Built to Last

‘Right, you’re my eyes’, says W., leaving his glasses behind as we set out on our walk. ‘All set?’ We’re all set. W. is a great advocate of walking: ‘it’s what we’re made for’, he says, and speaks of the walks he used to take on the weekend.

‘We’re essentially joyful’, reflects W. later, ‘that’s what saves us. We know we’re failures, we know we’ll never achieve anything, but we’re still joyful. That’s the miracle.’ He finds this very amusing. We are in the little boat that carries us across to Mount Edgcombe. ‘But why is that, do you think? Why are we content?’, I ask him. – ‘Stupidity’, says W. And then: ‘We’re not ambitious. Are you ambitious?’ – ‘No.’ – ‘Well nor am I.’

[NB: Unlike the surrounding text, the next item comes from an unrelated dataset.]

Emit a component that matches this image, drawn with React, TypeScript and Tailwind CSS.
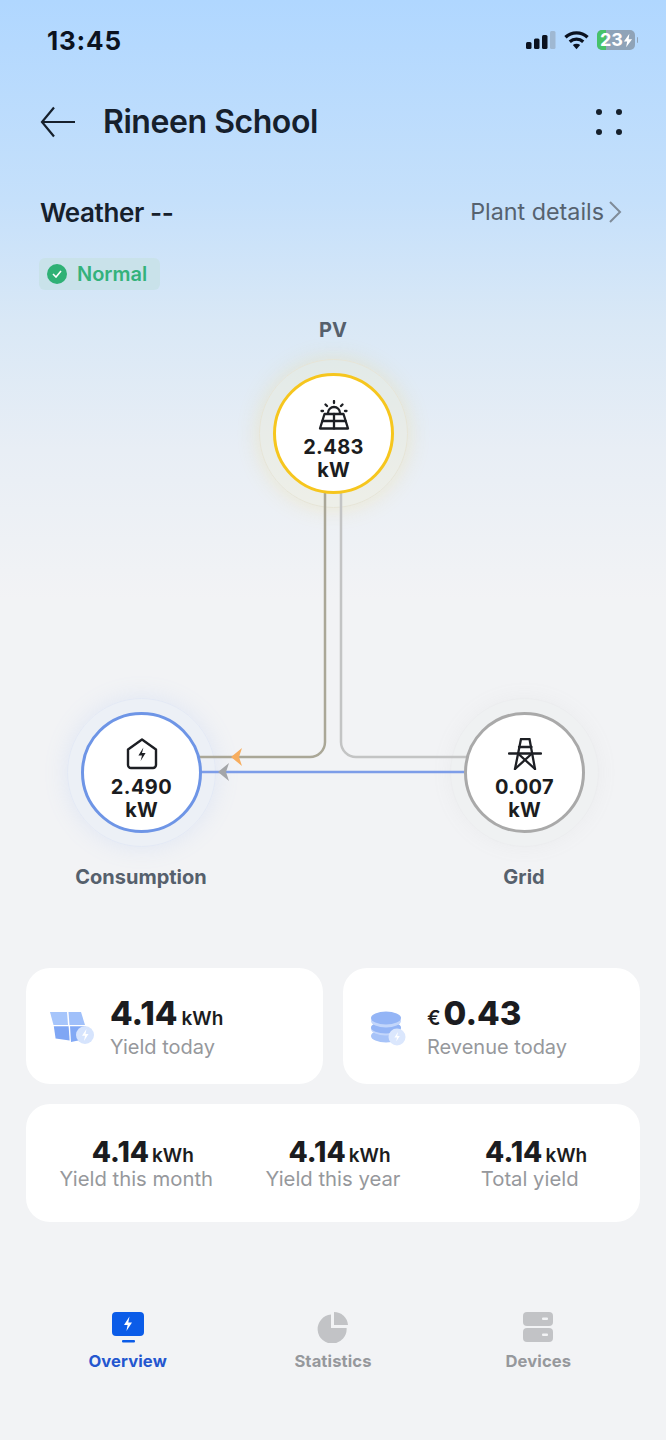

We look out over the water. W. tells me again about the Dukes of Edgcombe, and how one of them married a barmaid at the pub near the dock. Then we go into the grounds, the great sweep of law going up to the mansion on our right, and the entrance to the gardens ahead of us. The geyser always makes us laugh as it gushes unexpectedly into the air.

I take pictures of the tulip garden, where W. comes to read Kafka. W. has always disliked pictures. ‘Use your brain‘, he says. ‘Remember.’ The worst thing, for W., our mutual friends L. and R. told me, was when they took photos of someone without asking him. W. was appalled. True, he has a photo album at home, but he was given it recently. He has his memory, says W., and that’s enough for him.

‘So is it lack of ambition that makes us joyful?’, I ask W. It’s partly a question of temperament, W. decides. Stable family lives, and so on. We are free from insecurity. ‘Are we free?’, I ask – ‘Well you always think you’re obese.’ – ‘That’s true.’ It’s a beautiful day. The gardens give way to a great landscape, planned two hundred of years ago. ‘They must have thought they had all the time in the world’, I say. Then, on our left, the sea, a beach of pebbles, and, across, the city, and ships going to and fro.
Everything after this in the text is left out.